We have reviewed the Company’s Registration Statement, which includes the Prospectus, and have considered such questions of law and fact as we have deemed necessary for the purpose of this letter. As a result of the Registration Statement becoming effective, the person identified within the Prospectus as the “Selling Shareholder” may sell the Shares issued in its name and, upon presentation of certificates representing such Shares together with a Certificate of Selling Shareholder in the form attached hereto as Schedule A, you may register the transfer of such Shares by such person until such date on which we shall notify you in writing that the Registration Statement covering such proposed transactions is no longer valid.
Very truly yours, |
XXXXXXXX XXXXXXXXX & XXXXXX PC |
1
|
|
|
Schedule A
(to Form of Opinion)
CERTIFICATE OF SELLING SHAREHOLDER
The Undersigned, being a Selling Shareholder identified in the accompanying Prospectus of Maverick Oil and Gas, Inc. (the “Company”) dated _____________, 200_ (the "Prospectus"), does hereby provide the following representations to the Company in connection with the public distribution of shares covered by the Prospectus (the "Covered Shares").
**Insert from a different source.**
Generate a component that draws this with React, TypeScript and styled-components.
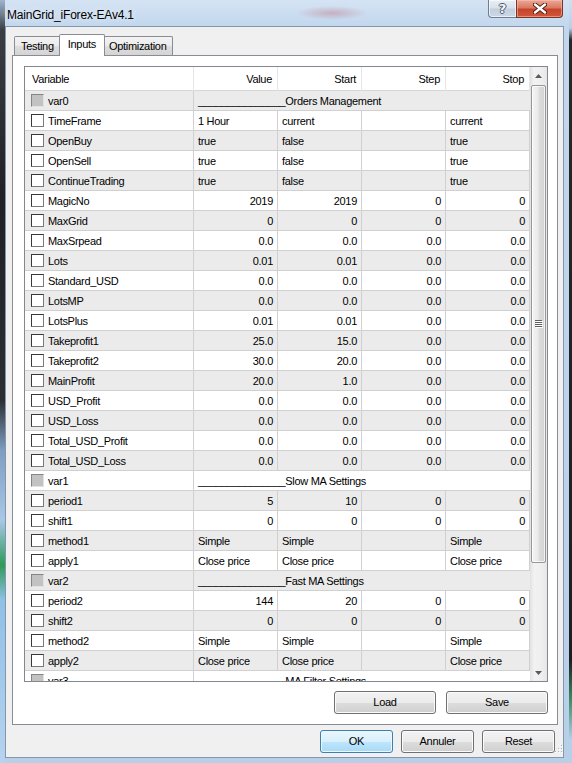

For this purpose, the term "Covered Shares" means those outstanding shares of the Company’s Common Stock and those shares of Common Stock that may be issued in the future upon the conversion, if at all, of the Debentures, or the exercise, if at all, of the warrant (the “Warrant”) identified in the section of the Prospectus entitled "Selling Shareholders":
(1) The Undersigned is or may be offering the Covered Shares for sale for its, his or her own account, and not for the account of the Company. The Company will not receive any proceeds from the sale of the Covered Shares by the Undersigned;
(2) The Undersigned has reviewed the section of the Prospectus entitled "Selling Shareholders" and finds the same, as it pertains to the Undersigned, to be true and correct in all material respects as of the date hereof;
(3) The Undersigned has also reviewed the section of the Prospectus entitled "Plan of Distribution," and confirms hereby that: (i) the Undersigned agrees to sell or offer for sale the Covered Shares in the manner discussed therein; and (ii) the Undersigned is aware of no arrangements regarding the sale of Covered Shares in a manner not discussed therein;
(4) The Undersigned is aware that public sales of securities covered by the Prospectus may only be made during periods when the Prospectus is "current" under Section 10(a)(3) of the Securities Act of 1933, as amended (the "Securities Act"), and that events may occur which cause the Prospectus not to be "current";
(5) |
The Undersigned has received two copies of the Prospectus1; and |
(6) The Undersigned agrees that in connection with an offer of Covered Shares pursuant to the Prospectus:
(a) No offers or sales will be effected other than pursuant to the terms of the Prospectus;
(b) The Undersigned is aware of and will comply with the prospectus delivery requirements under the Securities Act (or exemptions therefrom); and
_________________________
1 |
The Company will provide additional copies of the Prospectus upon request. |
2
|
|
|
(c) The Undersigned is aware of, and will engage in no distribution of Covered Shares or any other market making or other activities in violation of the Rules promulgated under the Securities Exchange Act of 1934, including Regulation M thereunder.
SELLING SHAREHOLDER
__________________________________
Print Name
___________________________________
Signature
or, if entity
___________________________________
Name of Entity
By:_________________________________
Name: | |
Title: |
|
3
|
|
|
EXHIBIT B
SELLING SHAREHOLDERS
The shares of Common Stock being offered by the selling shareholders are issuable upon conversion of the convertible secured debentures and upon exercise of the warrants. For additional information regarding the issuance of those convertible secured debentures and warrants, see “Exchange of Convertible Secured Debentures and Warrants” above. We are registering the shares of Common Stock in order to permit the selling shareholders to offer the shares for resale from time to time. Except for the ownership of the Convertible Secured Debentures and Warrants issued pursuant to the Securities Exchange Agreement, the selling shareholders have not had any material relationship with us within the past three years, other than the purchase of convertible secured debentures and warrants of the Company pursuant to the securities purchase agreement dated as of January 5, 2006 and the related transaction documents, the purchase of convertible secured debentures and warrants of the Company pursuant to the securities purchase agreement dated as of June 21, 2006 and the related transaction documents, and the purchase of convertible secured debentures and warrants of the Company pursuant to the securities purchase agreement dated as of November 16, 2006 and the related transaction documents.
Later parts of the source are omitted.